沖縄バス(那覇市)は19日、東陽バス(南城市)の全株式を取得する株式譲渡契約を同日付で締結したと発表した。買収額は非公表。全株式を取得し、取締役会などの手続きを経て沖縄バスの新川幹雄社長が東陽バス社長を兼務する。バス業界が運転手不足や乗客減少などの課題を抱える中、買収を通じて競合路線の本数の整理や経営の効率化を図る。
東陽バスの社名はそのまま残し、路線や雇用も継続する。沖縄バスによると、東陽バス側から後継者不足や事業承継に課題があると伝えられた上で、従業員(2023年3月末時点で166人)の雇用継続などについて要望があった。
東陽バスの新入勝行社長は19日、琉球新報の取材に「株式を譲渡しただけで、従業員やバスの運行はそのまま引き継がれる。変わらず利用してほしい」と話した。
沖縄バスは19日の発表で、「東陽バスが地域に根差し、果たしてきた公共交通機関としての役割を引き継ぐ。

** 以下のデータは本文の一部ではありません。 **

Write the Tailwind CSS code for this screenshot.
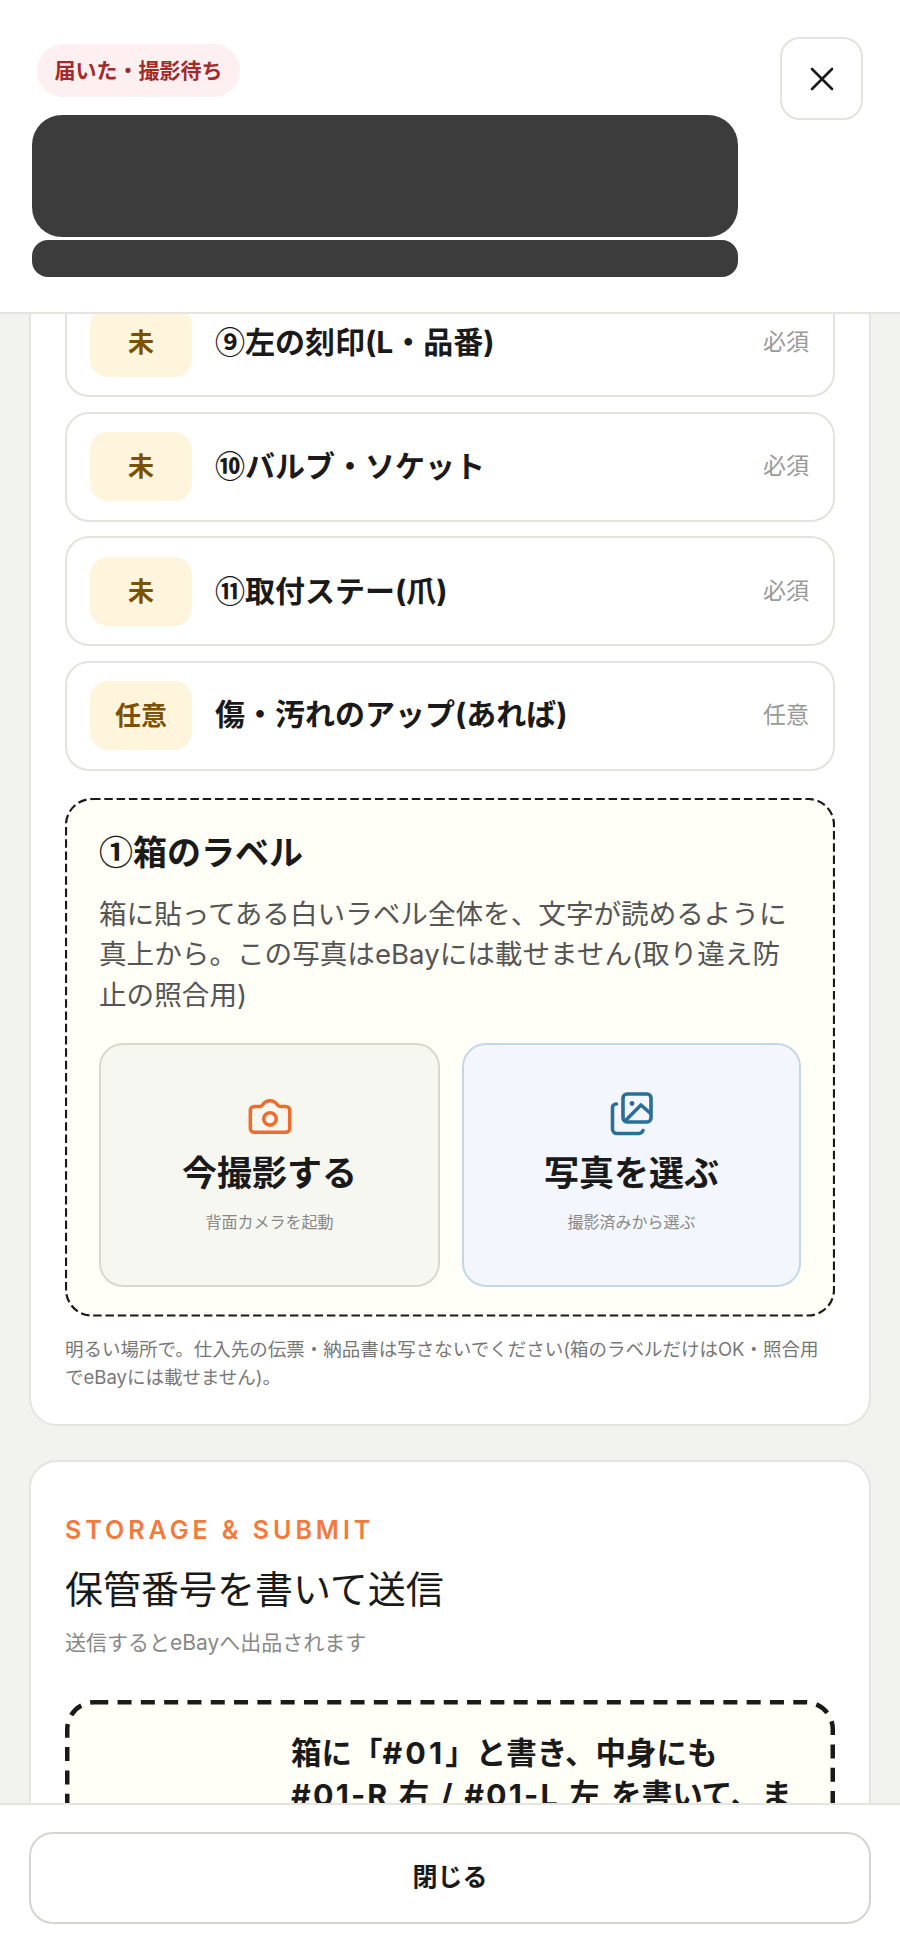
<!DOCTYPE html>
<html lang="ja">
<head>
<meta charset="UTF-8" />
<meta name="viewport" content="width=device-width, initial-scale=1.0" />
<title>撮影</title>
<script src="https://cdn.jsdelivr.net/npm/@tailwindcss/browser@4"></script>
</head>
<body class="h-[1948px] flex flex-col overflow-hidden bg-[#f2f2ee] text-[#1a1a1a] font-['Inter','Noto_Sans_CJK_JP',sans-serif]">
  <!-- Header -->
  <header class="relative z-10 h-[314px] shrink-0 flex justify-between bg-white border-b-2 border-[#e5e5df] pl-[32px] pr-[37px]">
    <div class="w-[706px] pt-[44px]">
      <span class="ml-[5px] flex w-[203px] h-[53px] items-center justify-center rounded-full bg-[#fef0f0] text-[21px] font-bold text-[#a32a2a]">届いた・撮影待ち</span>
      <div class="mt-[18px] h-[122px] rounded-[30px] bg-[#3c3c3c]"></div>
      <div class="mt-[3px] h-[37px] rounded-[16px] bg-[#3c3c3c]"></div>
    </div>
    <button class="mt-[37px] w-[83px] h-[83px] flex items-center justify-center rounded-[20px] border-2 border-[#e3e3dd] bg-white">
      <svg width="26" height="26" viewBox="0 0 26 26" fill="none" stroke="#1a1a1a" stroke-width="2.6" stroke-linecap="round"><path d="M3 3l20 20M23 3L3 23"/></svg>
    </button>
  </header>

  <!-- Scrolled content -->
  <main class="flex-1 overflow-hidden px-[29px]">
    <section class="-mt-[40px] rounded-[28px] border-2 border-[#e5e5df] bg-white px-[34px] pt-[11px] pb-[33px]">
      <div class="flex flex-col gap-[14.5px]">
        <div class="h-[110px] flex items-center rounded-[24px] border-2 border-[#e3e3dd] bg-white pl-[23px] pr-[24px]">
          <span class="w-[102px] h-[69px] flex items-center justify-center rounded-[18px] bg-[#fff4dc] text-[26px] font-bold text-[#7a5200]">未</span>
          <span class="ml-[23px] pb-[2px] flex-1 text-[30px] font-bold"><span class="font-['Noto_Sans_CJK_JP']">⑨</span>左の刻印(L・品番)</span>
          <span class="text-[23px] text-[#999]">必須</span>
        </div>
        <div class="h-[110px] flex items-center rounded-[24px] border-2 border-[#e3e3dd] bg-white pl-[23px] pr-[24px]">
          <span class="w-[102px] h-[69px] flex items-center justify-center rounded-[18px] bg-[#fff4dc] text-[26px] font-bold text-[#7a5200]">未</span>
          <span class="ml-[23px] pb-[2px] flex-1 text-[30px] font-bold"><span class="font-['Noto_Sans_CJK_JP']">⑩</span>バルブ・ソケット</span>
          <span class="text-[23px] text-[#999]">必須</span>
        </div>
        <div class="h-[110px] flex items-center rounded-[24px] border-2 border-[#e3e3dd] bg-white pl-[23px] pr-[24px]">
          <span class="w-[102px] h-[69px] flex items-center justify-center rounded-[18px] bg-[#fff4dc] text-[26px] font-bold text-[#7a5200]">未</span>
          <span class="ml-[23px] pb-[2px] flex-1 text-[30px] font-bold"><span class="font-['Noto_Sans_CJK_JP']">⑪</span>取付ステー(爪)</span>
          <span class="text-[23px] text-[#999]">必須</span>
        </div>
        <div class="h-[110px] flex items-center rounded-[24px] border-2 border-[#e3e3dd] bg-white pl-[23px] pr-[24px]">
          <span class="w-[102px] h-[69px] flex items-center justify-center rounded-[18px] bg-[#fff4dc] text-[26px] font-bold text-[#7a5200]">任意</span>
          <span class="ml-[23px] pb-[2px] flex-1 text-[30px] font-bold">傷・汚れのアップ(あれば)</span>
          <span class="text-[23px] text-[#999]">任意</span>
        </div>
      </div>

      <!-- Current shot -->
      <div class="relative mt-[27px] rounded-[26px] bg-[#fffef7] px-[34px] pt-[28px] pb-[31px]">
        <svg class="absolute inset-0 w-full h-full pointer-events-none" fill="none"><rect x="1" y="1" width="768" height="516.5" rx="26" stroke="#1a1a1a" stroke-width="2.2" stroke-dasharray="8.500 3.800"/></svg>
        <h3 class="text-[34px] leading-[50px] font-bold"><span class="font-['Noto_Sans_CJK_JP']">①</span>箱のラベル</h3>
        <p class="mt-[16px] text-[27.6px] leading-[40.5px] text-[#555]">箱に貼ってある白いラベル全体を、文字が読めるように真上から。この写真はeBayには載せません(取り違え防止の照合用)</p>
        <div class="mt-[28px] flex gap-[22px]">
          <button class="w-[341px] h-[244px] flex flex-col items-center rounded-[24px] border-2 border-[#d8d8d0] bg-[#f7f7f2] pt-[49px]">
            <svg width="46" height="46" viewBox="0 0 48 48" fill="none" stroke="#f26b2e" stroke-width="3.700" stroke-linejoin="round"><path d="M7.500 13h6c1.200 0 2-.6 2.800-1.700C17.500 9.500 19.500 7 24 7s6.500 2.500 7.700 4.300c.8 1.100 1.600 1.700 2.800 1.700h6a4 4 0 0 1 4 4v19a4 4 0 0 1-4 4h-33a4 4 0 0 1-4-4V17a4 4 0 0 1 4-4z"/><circle cx="24" cy="26" r="6.500"/></svg>
            <span class="mt-[8px] text-[35px] leading-[50px] font-bold">今撮影する</span>
            <span class="mt-[12px] text-[16px] leading-[24px] text-[#888]">背面カメラを起動</span>
          </button>
          <button class="w-[339px] h-[244px] flex flex-col items-center rounded-[24px] border-2 border-[#c5d6e8] bg-[#f3f7fd] pt-[46px]">
            <svg width="48" height="48" viewBox="0 0 48 48" fill="none" stroke="#2a6f97" stroke-width="3.600" stroke-linecap="round" stroke-linejoin="round"><rect x="15" y="3" width="28" height="28" rx="4"/><circle cx="24" cy="12.500" r="2.400" fill="#2a6f97" stroke="none"/><path d="M18 29l15-15 9 8"/><path d="M8.500 13H8a3.500 3.500 0 0 0-3.500 3.500V38A4.500 4.500 0 0 0 9 42.500h22a4.500 4.500 0 0 0 4-3"/></svg>
            <span class="mt-[9px] text-[35px] leading-[50px] font-bold">写真を選ぶ</span>
            <span class="mt-[12px] text-[16px] leading-[24px] text-[#888]">撮影済みから選ぶ</span>
          </button>
        </div>
      </div>
      <p class="mt-[17px] text-[18.5px] leading-[28px] text-[#777]">明るい場所で。仕入先の伝票・納品書は写さないでください(箱のラベルだけはOK・照合用でeBayには載せません)。</p>
    </section>

    <!-- Storage and submit -->
    <section class="mt-[34px] rounded-[28px] border-2 border-[#e5e5df] bg-white px-[34px] pt-[50px] pb-[40px]">
      <p class="text-[25px] leading-[36px] font-semibold tracking-[0.16em] text-[#f47a3c]">STORAGE &amp; SUBMIT</p>
      <h2 class="mt-[13px] text-[38px] leading-[56px] font-normal">保管番号を書いて送信</h2>
      <p class="mt-[10px] text-[21px] leading-[32px] text-[#888]">送信するとeBayへ出品されます</p>
      <div class="relative mt-[41px] rounded-[28px] bg-[#fffef7] pl-[226px] pr-[24px] pt-[32px] pb-[34px]">
        <svg class="absolute inset-0 w-full h-full pointer-events-none" fill="none"><rect x="2.250" y="2.250" width="765.500" height="145.500" rx="27" stroke="#1a1a1a" stroke-width="4.500" stroke-dasharray="14 9.300"/></svg>
        <p class="text-[30.5px] leading-[42px] font-bold whitespace-nowrap">箱に「<span class="tracking-[0.1em]">#01</span>」と書き、中身にも<br><span class="tracking-[0.07em]">#01-R 右 / #01-L 左 </span>を書いて、ま</p>
      </div>
    </section>
  </main>

  <!-- Footer -->
  <footer class="relative z-10 h-[145px] shrink-0 bg-white border-t-2 border-[#e5e5df] px-[29px] pt-[27px]">
    <button class="w-full h-[92px] rounded-[24px] border-2 border-[#d4d4d0] bg-white text-[25px] font-bold">閉じる</button>
  </footer>
</body>
</html>
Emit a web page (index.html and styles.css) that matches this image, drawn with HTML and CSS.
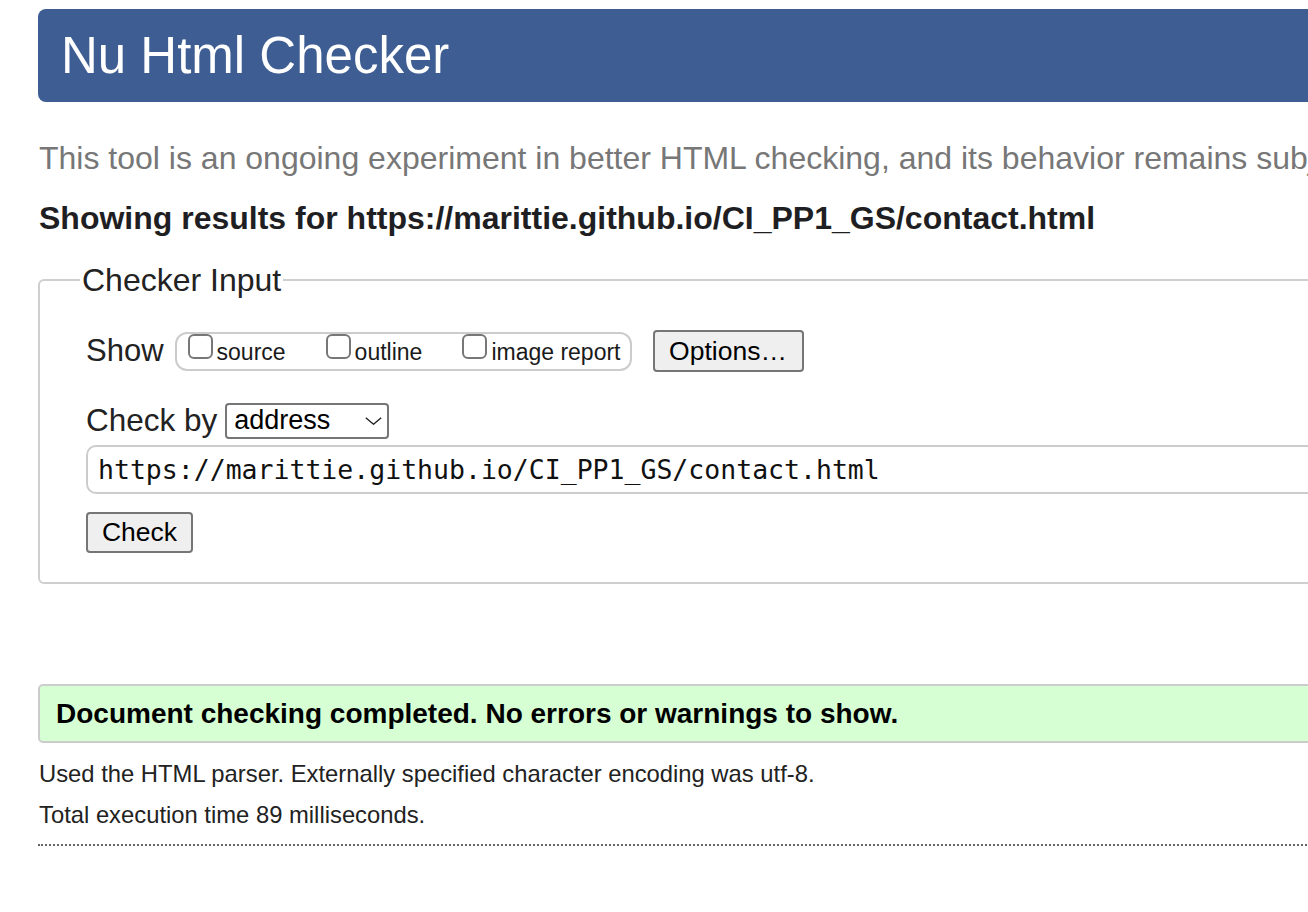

高齢化社会を意識し、環境に配慮する」とした上で「県内の路線バス、貸し切りバス事業の広域連携で利用者の利便性向上に努める」と説明した。
両社の運行路線は変更しない方針だが、本島中南部で競合路線があり本数を見直すなど合理化を図る。
両社が運行するバスのカラーデザインは今後も継続する。沖縄バスの金城欣光常務は「両社が協力し、県民の足として愛される企業を目指す」と説明した。